● Do this:
Scan the material below for lines with the word "full" and report how many there are, with nothing added.

● Records shown:
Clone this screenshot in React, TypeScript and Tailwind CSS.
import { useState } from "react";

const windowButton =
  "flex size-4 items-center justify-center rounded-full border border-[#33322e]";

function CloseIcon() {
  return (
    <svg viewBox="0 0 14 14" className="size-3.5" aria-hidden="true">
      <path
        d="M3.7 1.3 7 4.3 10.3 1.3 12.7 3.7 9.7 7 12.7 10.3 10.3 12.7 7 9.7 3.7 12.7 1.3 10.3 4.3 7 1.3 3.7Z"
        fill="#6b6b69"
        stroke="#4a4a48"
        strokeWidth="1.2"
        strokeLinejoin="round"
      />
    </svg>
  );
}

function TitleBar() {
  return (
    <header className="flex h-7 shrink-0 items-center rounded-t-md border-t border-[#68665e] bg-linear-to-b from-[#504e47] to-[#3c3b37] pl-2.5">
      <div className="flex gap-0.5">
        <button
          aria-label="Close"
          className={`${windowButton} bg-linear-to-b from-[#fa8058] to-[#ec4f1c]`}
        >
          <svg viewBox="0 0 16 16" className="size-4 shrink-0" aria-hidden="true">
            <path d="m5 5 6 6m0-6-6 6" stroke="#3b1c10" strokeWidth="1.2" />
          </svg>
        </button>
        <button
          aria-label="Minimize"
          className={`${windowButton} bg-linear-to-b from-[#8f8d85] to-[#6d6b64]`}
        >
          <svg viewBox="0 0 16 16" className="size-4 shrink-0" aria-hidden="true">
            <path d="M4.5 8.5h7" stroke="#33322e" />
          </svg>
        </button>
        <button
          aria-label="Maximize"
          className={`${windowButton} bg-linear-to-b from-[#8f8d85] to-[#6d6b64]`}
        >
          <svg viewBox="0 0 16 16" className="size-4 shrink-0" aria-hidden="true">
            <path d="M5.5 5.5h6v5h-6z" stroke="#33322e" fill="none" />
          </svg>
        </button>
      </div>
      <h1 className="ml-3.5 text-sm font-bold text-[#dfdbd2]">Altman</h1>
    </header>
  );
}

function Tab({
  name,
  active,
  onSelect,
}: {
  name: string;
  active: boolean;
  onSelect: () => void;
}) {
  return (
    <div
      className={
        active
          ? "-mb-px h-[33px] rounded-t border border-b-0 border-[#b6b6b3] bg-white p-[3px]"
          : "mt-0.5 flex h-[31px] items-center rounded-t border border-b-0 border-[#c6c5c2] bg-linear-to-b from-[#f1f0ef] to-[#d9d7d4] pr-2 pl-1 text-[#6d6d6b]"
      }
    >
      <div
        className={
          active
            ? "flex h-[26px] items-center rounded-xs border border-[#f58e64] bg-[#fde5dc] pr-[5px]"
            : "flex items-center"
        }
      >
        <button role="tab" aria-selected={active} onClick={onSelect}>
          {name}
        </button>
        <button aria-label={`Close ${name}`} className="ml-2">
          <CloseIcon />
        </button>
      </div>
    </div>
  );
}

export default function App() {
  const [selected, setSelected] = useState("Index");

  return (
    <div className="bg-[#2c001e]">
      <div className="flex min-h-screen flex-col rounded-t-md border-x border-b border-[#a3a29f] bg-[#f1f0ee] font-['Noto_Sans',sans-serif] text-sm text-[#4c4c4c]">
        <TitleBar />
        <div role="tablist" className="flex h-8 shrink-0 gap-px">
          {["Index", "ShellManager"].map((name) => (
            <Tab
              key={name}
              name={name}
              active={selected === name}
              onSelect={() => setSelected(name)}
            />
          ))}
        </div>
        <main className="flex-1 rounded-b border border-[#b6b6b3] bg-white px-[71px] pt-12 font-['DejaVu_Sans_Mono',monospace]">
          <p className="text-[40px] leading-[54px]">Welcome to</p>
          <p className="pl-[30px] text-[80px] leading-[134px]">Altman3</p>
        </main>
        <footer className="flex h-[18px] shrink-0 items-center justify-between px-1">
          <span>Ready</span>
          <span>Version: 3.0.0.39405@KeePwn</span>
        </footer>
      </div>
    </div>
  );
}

...

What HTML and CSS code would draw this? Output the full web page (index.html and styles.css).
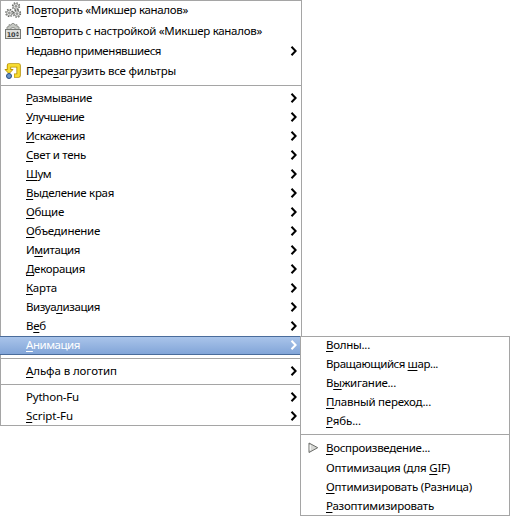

● Result below:
2